An index fund is a type of mutual fund that passively tracks a specific market index like the S&P 500 or Total Stock Market. When you invest in an index fund, you’re buying a tiny piece of every company in that index — all in one fund.

  • Managed: Passively

  • Traded: Only once a day (at market close)

  • Minimum Investment: Often $500 to $3,000 (depending on provider)

📘 What is an ETF (Exchange-Traded Fund)?

ETFs are similar to index funds in that they also track an index — but they trade like stocks.

  • Managed: Passively (usually)

  • Traded: Throughout the day at market prices

  • Minimum Investment: As low as the price of a single share (some under $50)

📌 Both are excellent tools for long-term, low-cost investing.


⚖️ Index Funds vs. ETFs – Key Differences

Feature Index Fund ETF
Trading End-of-day only Real-time (like stocks)
Minimum Investment Often $500+ Can be under $100 (or fractional)
Fees (Expense Ratio) Low (0.02–0.20%) Very Low (0.01–0.15%)
Automatic Investing Easier through mutual fund setup Can be harder unless broker allows
Tax Efficiency Less tax-efficient More tax-efficient
Simplicity Set it and forget it Requires more hands-on control

✅ Advantages of Index Funds

  1. Great for Set-and-Forget Investing
    Perfect for long-term investors who want to automate contributions and ignore the market noise.

  2. Easy to Automate
    Most brokers let you set up automatic investments directly from your bank account.

  3. No Intraday Temptation
    Since they only trade once daily, you’re less likely to react emotionally during market swings.

  4. Ideal for Retirement Accounts
    Index funds are a solid choice inside IRAs or 401(k)s.


✅ Advantages of ETFs

  1. More Flexibility
    You can buy/sell them anytime during the trading day, just like stocks.

  2. Lower Minimums
    Many ETFs cost less than $100 — or even under $10 — making them more accessible for small investors.

  3. Tax Efficiency
    ETFs are generally more tax-friendly due to the way they’re structured (in-kind redemptions reduce taxable events).

  4. Wider Variety
    ETFs offer niche exposure to sectors like green energy, tech, real estate, and even crypto-related indexes.


🤔 Which Is Better for Beginners?

Choose Index Funds if:

  • You prefer hands-off, long-term investing

  • You want to automate contributions easily

  • You’re investing through an IRA or retirement account

Choose ETFs if:

  • You want lower entry costs

  • You’re using a brokerage that supports fractional shares

  • You want the option to trade anytime during market hours


🔍 Example Comparison

Let’s compare two popular options tracking the S&P 500:

Fund Name Type Expense Ratio Minimum Investment
Vanguard 500 Index Fund (VFIAX) Index Fund 0.04% $3,000
Vanguard S&P 500 ETF (VOO) ETF 0.03% ~$400/share (or fractional)*

Both track the same index.

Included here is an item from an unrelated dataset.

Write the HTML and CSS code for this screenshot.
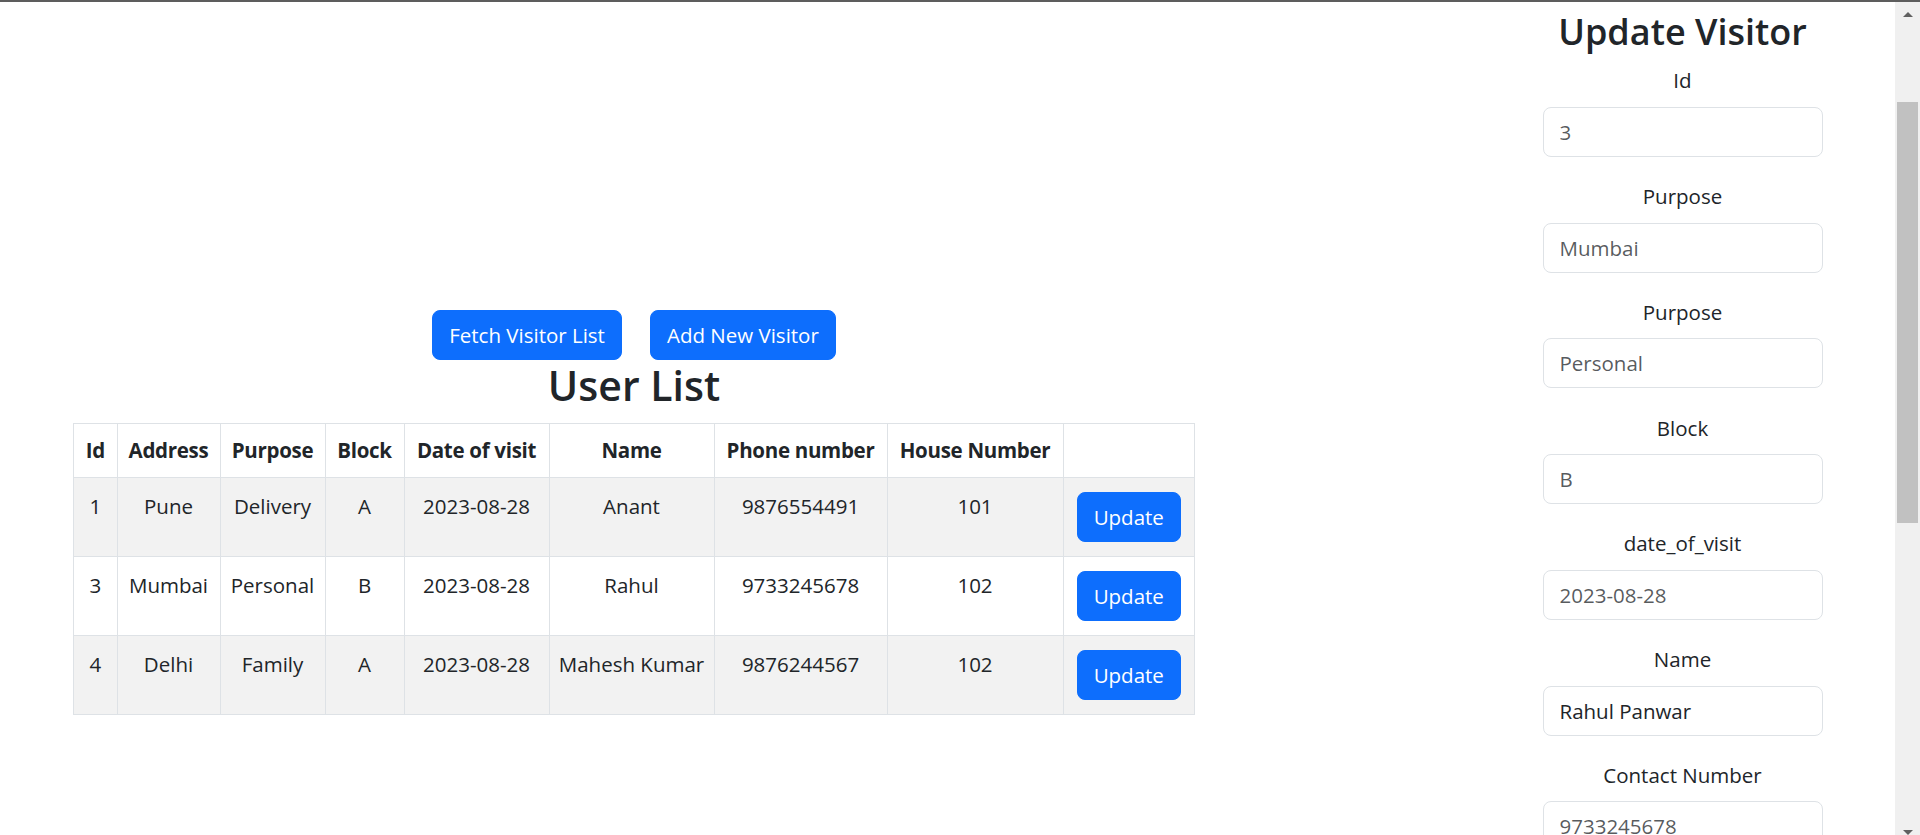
FILE: index.html
```html
<!DOCTYPE html>
<html lang="en">
<head>
<meta charset="utf-8">
<title>Visitor Management</title>
<link rel="stylesheet" href="styles.css">
</head>
<body>
<div class="window">
  <div class="page">
    <main class="list-panel">
      <div class="actions">
        <button class="btn" type="button">Fetch Visitor List</button>
        <button class="btn" type="button">Add New Visitor</button>
      </div>
      <h2 class="list-title">User List</h2>
      <table class="visitors">
        <colgroup>
          <col class="c-id">
          <col class="c-address">
          <col class="c-purpose">
          <col class="c-block">
          <col class="c-date">
          <col class="c-name">
          <col class="c-phone">
          <col class="c-house">
          <col class="c-action">
        </colgroup>
        <thead>
          <tr>
            <th>Id</th>
            <th>Address</th>
            <th>Purpose</th>
            <th>Block</th>
            <th>Date of visit</th>
            <th>Name</th>
            <th>Phone number</th>
            <th>House Number</th>
            <th></th>
          </tr>
        </thead>
        <tbody>
          <tr>
            <td>1</td>
            <td>Pune</td>
            <td>Delivery</td>
            <td>A</td>
            <td>2023-08-28</td>
            <td>Anant</td>
            <td>9876554491</td>
            <td>101</td>
            <td><button class="btn btn-row" type="button">Update</button></td>
          </tr>
          <tr>
            <td>3</td>
            <td>Mumbai</td>
            <td>Personal</td>
            <td>B</td>
            <td>2023-08-28</td>
            <td>Rahul</td>
            <td>9733245678</td>
            <td>102</td>
            <td><button class="btn btn-row" type="button">Update</button></td>
          </tr>
          <tr>
            <td>4</td>
            <td>Delhi</td>
            <td>Family</td>
            <td>A</td>
            <td>2023-08-28</td>
            <td>Mahesh Kumar</td>
            <td>9876244567</td>
            <td>102</td>
            <td><button class="btn btn-row" type="button">Update</button></td>
          </tr>
        </tbody>
      </table>
    </main>
    <aside class="form-panel">
      <h3 class="form-title">Update Visitor</h3>
      <form class="form">
        <div class="field">
          <label for="f-id">Id</label>
          <input id="f-id" type="text" placeholder="3">
        </div>
        <div class="field">
          <label for="f-address">Purpose</label>
          <input id="f-address" type="text" placeholder="Mumbai">
        </div>
        <div class="field">
          <label for="f-purpose">Purpose</label>
          <input id="f-purpose" type="text" placeholder="Personal">
        </div>
        <div class="field">
          <label for="f-block">Block</label>
          <input id="f-block" type="text" placeholder="B">
        </div>
        <div class="field">
          <label for="f-date">date_of_visit</label>
          <input id="f-date" type="text" placeholder="2023-08-28">
        </div>
        <div class="field">
          <label for="f-name">Name</label>
          <input id="f-name" type="text" value="Rahul Panwar">
        </div>
        <div class="field">
          <label for="f-contact">Contact Number</label>
          <input id="f-contact" type="text" placeholder="9733245678">
        </div>
      </form>
    </aside>
  </div>
  <div class="scrollbar">
    <div class="sb-arrow"><span class="tri-up"></span></div>
    <div class="sb-track"><div class="sb-thumb"></div></div>
    <div class="sb-arrow"><span class="tri-down"></span></div>
  </div>
</div>
</body>
</html>
```

FILE: styles.css
```css
* {
  box-sizing: border-box;
}

html,
body {
  margin: 0;
  height: 835px;
  overflow: hidden;
}

body {
  font-family: "Open Sans", "Noto Sans", sans-serif;
  font-size: 20.5px;
  line-height: 32px;
  color: #212529;
  background: #ffffff;
}

.window {
  display: flex;
  align-items: flex-start;
  height: 835px;
  border-top: 2px solid #5d5d5d;
  overflow: hidden;
}

.page {
  flex: 1;
  display: flex;
  justify-content: space-between;
  align-items: flex-start;
}

/* ---------- left: list ---------- */

.list-panel {
  width: 1268px;
  padding-top: 308px;
  display: flex;
  flex-direction: column;
  align-items: center;
}

.actions {
  display: flex;
  gap: 28px;
}

.btn {
  font: inherit;
  line-height: 32px;
  height: 50px;
  padding: 8px 16px;
  color: #ffffff;
  background: #0d6efd;
  border: 1px solid #0d6efd;
  border-radius: 8px;
  cursor: pointer;
  white-space: nowrap;
}

.list-title {
  margin: 0 0 11.5px;
  font-size: 41px;
  line-height: 51px;
  font-weight: 600;
  color: #212529;
}

.visitors {
  width: 1121px;
  table-layout: fixed;
  border-collapse: collapse;
  text-align: center;
}

.c-id { width: 43.5px; }
.c-address { width: 103px; }
.c-purpose { width: 105px; }
.c-block { width: 79px; }
.c-date { width: 145px; }
.c-name { width: 165px; }
.c-phone { width: 173px; }
.c-house { width: 176px; }
.c-action { width: 131.5px; }

.visitors th,
.visitors td {
  border: 1px solid #dee2e6;
  padding: 0 4px;
  white-space: nowrap;
}

.visitors thead tr {
  height: 54px;
}

.visitors th {
  font-weight: 700;
  letter-spacing: -0.3px;
  vertical-align: middle;
  background: #ffffff;
}

.visitors tbody tr {
  height: 79px;
}

.visitors td {
  vertical-align: top;
  padding-top: 12.5px;
}

.visitors tbody tr:nth-child(odd) td {
  background: #f2f2f2;
}

.btn-row {
  margin-top: 2px;
  vertical-align: top;
}

/* ---------- right: form ---------- */

.form-panel {
  width: 425px;
  padding-top: 7.2px;
  display: flex;
  flex-direction: column;
  align-items: center;
}

.form-title {
  margin: 0 0 10.3px;
  font-size: 36px;
  line-height: 45px;
  font-weight: 600;
  color: #212529;
}

.form {
  display: flex;
  flex-direction: column;
  align-items: center;
}

.field {
  width: 280px;
  margin-bottom: 23.1px;
}

.field label {
  display: block;
  text-align: center;
  margin-bottom: 10.6px;
}

.field input {
  display: block;
  width: 100%;
  height: 50px;
  padding: 8px 16px;
  font: inherit;
  line-height: 32px;
  color: #212529;
  background: #ffffff;
  border: 1px solid #dee2e6;
  border-radius: 8px;
  outline: none;
}

.field input::placeholder {
  color: rgba(33, 37, 41, 0.75);
  opacity: 1;
}

/* ---------- fake scrollbar ---------- */

.scrollbar {
  width: 25px;
  height: 843px;
  flex: none;
  display: flex;
  flex-direction: column;
  background: #f0f0f0;
}

.sb-arrow {
  height: 25px;
  flex: none;
  display: flex;
  align-items: center;
  justify-content: center;
}

.tri-up {
  width: 0;
  height: 0;
  border-left: 5px solid transparent;
  border-right: 5px solid transparent;
  border-bottom: 5px solid #606060;
}

.tri-down {
  width: 0;
  height: 0;
  border-left: 5px solid transparent;
  border-right: 5px solid transparent;
  border-top: 5px solid #606060;
}

.sb-track {
  flex: 1;
}

.sb-thumb {
  margin: 75px 2px 0 2px;
  height: 421px;
  background: #c1c1c1;
}
```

Both are excellent. The difference? ETFs give you flexibility and lower upfront costs, while index funds are better for automatic investing.


🛠️ Pro Tips for Beginners

  • Start small with ETFs if you’re new or on a budget.

  • Use fractional shares if your broker supports them (Fidelity, Schwab, Vanguard).

  • Avoid day trading — both options are best for long-term wealth building.

  • Focus on low fees and broad diversification, like Total Market or S&P 500 indexes.

  • Stick to a plan and dollar-cost average each month.


🧠 Final Thoughts

When it comes to index funds vs. ETFs, there’s no one-size-fits-all answer. Both are smart, beginner-friendly choices that make investing easier and less risky. The key is to pick the one that aligns with your style:

  • Want set-it-and-forget-it? → Go with Index Funds

  • Want lower costs and more flexibility? → Try ETFs

Whichever you choose, the most important thing is to get started — and stay consistent. Over time, your money will grow, and so will your confidence.